Even when challenges arise, each spouse thinks in terms of we, rather than me.
The Bible says: “They are no longer two, but one flesh,” Matthew 19:6.
The solution is to forget who is right or wrong, but having peace and unity in your marriage.
And thirdly, what this means is respect; spouses care and respect each other even during a disagreement.
Respecting your wife means you appreciate her value and you would do nothing to damage her or your marriage.
Without respect, conversations can become laced with criticism, sarcasm and contempt- qualities that researchers say are early predictors of divorce.
Making bad remarks, innuendoes or jokes about your wife will only crush her confidence, destroy her trust and damage your marriage.
The solution is to tell your wife three ways you would like to be shown respect. Have your wife do the same.
Make a list of traits you admire in your spouse. Then, tell your spouse how much you appreciate those traits.
To respect your husband means you show by your actions that you want him to be happy.
The Bible principle covering this is: “Clothe yourselves with the tender affections of compassion, kindness, humility, mildness and patience,” Colossians 3:12.
The fourth rule is forgiveness. To forgive means to let go of an offence and any feelings of resentment it may have caused you.

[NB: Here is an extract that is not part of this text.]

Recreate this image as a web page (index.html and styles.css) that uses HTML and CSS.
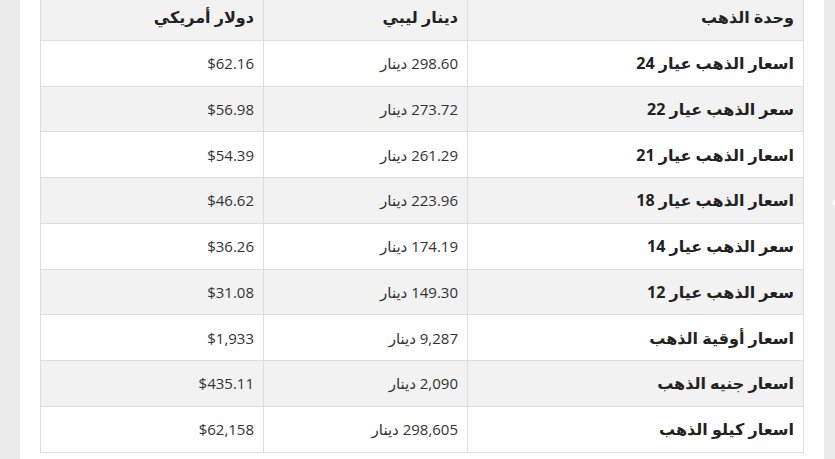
FILE: index.html
```html
<!DOCTYPE html>
<html lang="ar" dir="rtl">
<head>
<meta charset="utf-8">
<link rel="stylesheet" href="styles.css">
</head>
<body>
<div class="page">
  <div class="content">
    <table class="prices">
      <thead>
        <tr><th class="c1">وحدة الذهب</th><th class="c2">دينار ليبي</th><th class="c3">دولار أمريكي</th></tr>
      </thead>
      <tbody>
        <tr><td class="c1">اسعار الذهب عيار 24</td><td class="c2">298.60 دينار</td><td class="c3">$62.16</td></tr>
        <tr><td class="c1">سعر الذهب عيار 22</td><td class="c2">273.72 دينار</td><td class="c3">$56.98</td></tr>
        <tr><td class="c1">اسعار الذهب عيار 21</td><td class="c2">261.29 دينار</td><td class="c3">$54.39</td></tr>
        <tr><td class="c1">اسعار الذهب عيار 18</td><td class="c2">223.96 دينار</td><td class="c3">$46.62</td></tr>
        <tr><td class="c1">سعر الذهب عيار 14</td><td class="c2">174.19 دينار</td><td class="c3">$36.26</td></tr>
        <tr><td class="c1">سعر الذهب عيار 12</td><td class="c2">149.30 دينار</td><td class="c3">$31.08</td></tr>
        <tr><td class="c1">اسعار أوقية الذهب</td><td class="c2">9,287 دينار</td><td class="c3">$1,933</td></tr>
        <tr><td class="c1">اسعار جنيه الذهب</td><td class="c2">2,090 دينار</td><td class="c3">$435.11</td></tr>
        <tr><td class="c1">اسعار كيلو الذهب</td><td class="c2">298,605 دينار</td><td class="c3">$62,158</td></tr>
      </tbody>
    </table>
  </div>
  <span class="tick"></span>
</div>
</body>
</html>
```
FILE: styles.css
```css
html, body {
  margin: 0;
  padding: 0;
  background: #ebebeb;
  height: 100%;
  overflow: hidden;
}
.page {
  position: relative;
  display: flex;
  flex-direction: row-reverse;
  padding-left: 20px;
  padding-right: 11px;
  height: 459px;
}
.content {
  background: #fff;
  width: 764px;
  padding: 0 20px;
  margin-top: -6px;
  height: 480px;
}
.prices {
  width: 764px;
  border-collapse: collapse;
  font-family: "Open Sans", "DejaVu Sans", sans-serif;
  font-size: 15px;
  color: #333;
  direction: rtl;
}
.prices th, .prices td {
  border: 1px solid #dddddd;
  text-align: right;
  padding: 0 9px;
  height: 45.75px;
  box-sizing: border-box;
}
.prices th {
  background: #f2f2f2;
  font-weight: bold;
  color: #222;
  font-size: 16px;
}
.prices tbody tr:nth-child(even) td {
  background: #f2f2f2;
}
.prices td.c1 {
  font-weight: bold;
  color: #222;
  font-size: 16px;
}
.c1 { width: 336px; }
.c2 { width: 204px; }
.c3 { width: 223px; }
.tick {
  position: absolute;
  right: 0;
  top: 200px;
  width: 2px;
  height: 5px;
  background: #fff;
}
```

“Continue putting up with one another and forgiving one another freely even if anyone has a cause for complaint against another,” Colossians 3:13.
When you love someone you overlook her imperfections, instead you see the person she is trying to become.
With resentment, you can harm yourself physically, emotionally and you can also damage your marriage.
The next time you are hurt by something your spouse has said or done, excuse him of his behaviour, remembering that “we all stumble many times,” James 3:2. And for parents, the fifth rule is discipline. To discipline means to guide or teach.
This also means correcting a child’s behaviour.
Often, this involves imparting moral training that helps a child learn to make good choices in life.
In recent times, discipline has all but disappear from homes, as parents fear that correction might lower a child’s self-esteem.
However, wise parents set reasonable rules, training their children to abide by them.
Children need boundaries to enable them grow into well-rounded adults.
Without discipline, children are like a rudderless ship, which will eventually get lost and even capsize.